RAW DATA:
┄┄┄┄┄┄┄┄┄┄
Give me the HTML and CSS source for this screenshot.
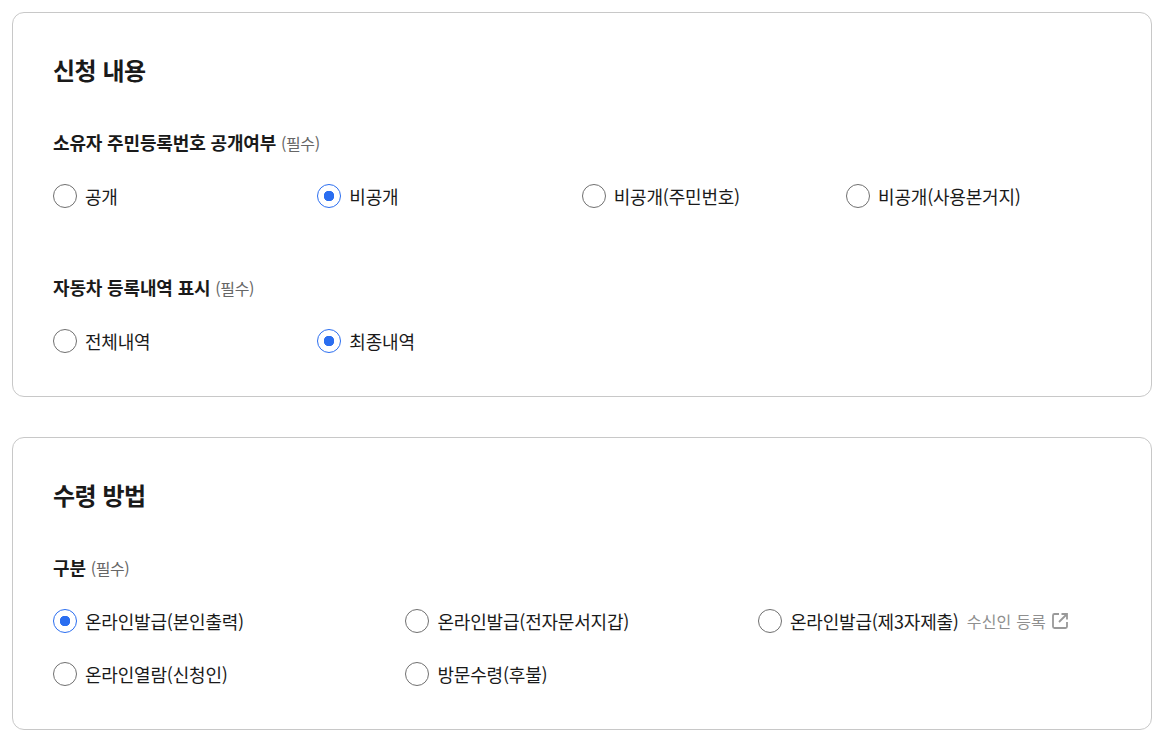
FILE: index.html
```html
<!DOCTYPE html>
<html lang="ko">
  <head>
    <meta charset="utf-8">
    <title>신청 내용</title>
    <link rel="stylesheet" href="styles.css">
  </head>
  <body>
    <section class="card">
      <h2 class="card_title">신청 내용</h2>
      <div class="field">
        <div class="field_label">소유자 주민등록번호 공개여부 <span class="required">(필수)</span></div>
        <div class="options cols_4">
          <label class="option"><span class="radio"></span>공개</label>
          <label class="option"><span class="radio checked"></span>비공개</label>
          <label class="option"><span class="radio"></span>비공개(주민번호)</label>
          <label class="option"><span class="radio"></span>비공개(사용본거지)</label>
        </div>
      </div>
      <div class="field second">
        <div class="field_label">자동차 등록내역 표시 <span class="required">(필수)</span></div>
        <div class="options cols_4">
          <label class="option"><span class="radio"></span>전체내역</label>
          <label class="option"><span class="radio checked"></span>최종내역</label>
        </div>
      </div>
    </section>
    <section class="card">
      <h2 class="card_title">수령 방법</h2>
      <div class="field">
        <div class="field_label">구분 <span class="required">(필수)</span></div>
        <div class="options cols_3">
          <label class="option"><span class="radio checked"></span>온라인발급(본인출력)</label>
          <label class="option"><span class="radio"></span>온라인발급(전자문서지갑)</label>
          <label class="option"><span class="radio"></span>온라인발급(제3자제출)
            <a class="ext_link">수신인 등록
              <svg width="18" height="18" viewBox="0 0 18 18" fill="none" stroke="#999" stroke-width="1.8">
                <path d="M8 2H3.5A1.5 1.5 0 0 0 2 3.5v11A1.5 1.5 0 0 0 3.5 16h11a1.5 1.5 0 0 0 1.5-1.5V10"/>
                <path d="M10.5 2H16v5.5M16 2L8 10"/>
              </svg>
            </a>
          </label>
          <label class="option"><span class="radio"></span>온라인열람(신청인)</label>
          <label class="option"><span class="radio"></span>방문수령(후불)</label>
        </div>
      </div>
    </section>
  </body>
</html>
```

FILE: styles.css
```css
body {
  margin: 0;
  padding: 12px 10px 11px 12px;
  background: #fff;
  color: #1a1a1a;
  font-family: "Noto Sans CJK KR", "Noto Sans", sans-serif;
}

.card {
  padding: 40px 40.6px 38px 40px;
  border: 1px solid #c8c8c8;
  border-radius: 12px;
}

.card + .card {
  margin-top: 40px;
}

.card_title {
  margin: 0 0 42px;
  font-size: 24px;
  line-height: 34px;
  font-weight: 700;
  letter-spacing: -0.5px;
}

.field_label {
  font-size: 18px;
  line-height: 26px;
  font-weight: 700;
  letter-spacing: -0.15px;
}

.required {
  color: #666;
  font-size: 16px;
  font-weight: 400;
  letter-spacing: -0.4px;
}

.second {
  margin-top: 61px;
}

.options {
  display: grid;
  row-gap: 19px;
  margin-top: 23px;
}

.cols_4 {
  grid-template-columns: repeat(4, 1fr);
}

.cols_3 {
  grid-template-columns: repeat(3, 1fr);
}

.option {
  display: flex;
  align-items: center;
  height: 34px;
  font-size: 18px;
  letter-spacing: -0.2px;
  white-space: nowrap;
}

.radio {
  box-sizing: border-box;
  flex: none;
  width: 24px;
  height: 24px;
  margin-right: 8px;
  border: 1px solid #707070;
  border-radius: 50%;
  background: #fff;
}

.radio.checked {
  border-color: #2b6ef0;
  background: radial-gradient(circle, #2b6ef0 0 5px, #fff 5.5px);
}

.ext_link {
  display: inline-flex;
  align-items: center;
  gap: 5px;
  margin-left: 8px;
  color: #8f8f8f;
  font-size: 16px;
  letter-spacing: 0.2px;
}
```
┄┄┄┄┄┄┄┄┄┄
STATED PROBLEM: Without the pictures, copy the material exactly as given.

RESULT:
Give me the HTML and CSS source for this screenshot.
FILE: index.html
```html
<!DOCTYPE html>
<html lang="ko">
  <head>
    <meta charset="utf-8">
    <title>신청 내용</title>
    <link rel="stylesheet" href="styles.css">
  </head>
  <body>
    <section class="card">
      <h2 class="card_title">신청 내용</h2>
      <div class="field">
        <div class="field_label">소유자 주민등록번호 공개여부 <span class="required">(필수)</span></div>
        <div class="options cols_4">
          <label class="option"><span class="radio"></span>공개</label>
          <label class="option"><span class="radio checked"></span>비공개</label>
          <label class="option"><span class="radio"></span>비공개(주민번호)</label>
          <label class="option"><span class="radio"></span>비공개(사용본거지)</label>
        </div>
      </div>
      <div class="field second">
        <div class="field_label">자동차 등록내역 표시 <span class="required">(필수)</span></div>
        <div class="options cols_4">
          <label class="option"><span class="radio"></span>전체내역</label>
          <label class="option"><span class="radio checked"></span>최종내역</label>
        </div>
      </div>
    </section>
    <section class="card">
      <h2 class="card_title">수령 방법</h2>
      <div class="field">
        <div class="field_label">구분 <span class="required">(필수)</span></div>
        <div class="options cols_3">
          <label class="option"><span class="radio checked"></span>온라인발급(본인출력)</label>
          <label class="option"><span class="radio"></span>온라인발급(전자문서지갑)</label>
          <label class="option"><span class="radio"></span>온라인발급(제3자제출)
            <a class="ext_link">수신인 등록
              <svg width="18" height="18" viewBox="0 0 18 18" fill="none" stroke="#999" stroke-width="1.8">
                <path d="M8 2H3.5A1.5 1.5 0 0 0 2 3.5v11A1.5 1.5 0 0 0 3.5 16h11a1.5 1.5 0 0 0 1.5-1.5V10"/>
                <path d="M10.5 2H16v5.5M16 2L8 10"/>
              </svg>
            </a>
          </label>
          <label class="option"><span class="radio"></span>온라인열람(신청인)</label>
          <label class="option"><span class="radio"></span>방문수령(후불)</label>
        </div>
      </div>
    </section>
  </body>
</html>
```

FILE: styles.css
```css
body {
  margin: 0;
  padding: 12px 10px 11px 12px;
  background: #fff;
  color: #1a1a1a;
  font-family: "Noto Sans CJK KR", "Noto Sans", sans-serif;
}

.card {
  padding: 40px 40.6px 38px 40px;
  border: 1px solid #c8c8c8;
  border-radius: 12px;
}

.card + .card {
  margin-top: 40px;
}

.card_title {
  margin: 0 0 42px;
  font-size: 24px;
  line-height: 34px;
  font-weight: 700;
  letter-spacing: -0.5px;
}

.field_label {
  font-size: 18px;
  line-height: 26px;
  font-weight: 700;
  letter-spacing: -0.15px;
}

.required {
  color: #666;
  font-size: 16px;
  font-weight: 400;
  letter-spacing: -0.4px;
}

.second {
  margin-top: 61px;
}

.options {
  display: grid;
  row-gap: 19px;
  margin-top: 23px;
}

.cols_4 {
  grid-template-columns: repeat(4, 1fr);
}

.cols_3 {
  grid-template-columns: repeat(3, 1fr);
}

.option {
  display: flex;
  align-items: center;
  height: 34px;
  font-size: 18px;
  letter-spacing: -0.2px;
  white-space: nowrap;
}

.radio {
  box-sizing: border-box;
  flex: none;
  width: 24px;
  height: 24px;
  margin-right: 8px;
  border: 1px solid #707070;
  border-radius: 50%;
  background: #fff;
}

.radio.checked {
  border-color: #2b6ef0;
  background: radial-gradient(circle, #2b6ef0 0 5px, #fff 5.5px);
}

.ext_link {
  display: inline-flex;
  align-items: center;
  gap: 5px;
  margin-left: 8px;
  color: #8f8f8f;
  font-size: 16px;
  letter-spacing: 0.2px;
}
```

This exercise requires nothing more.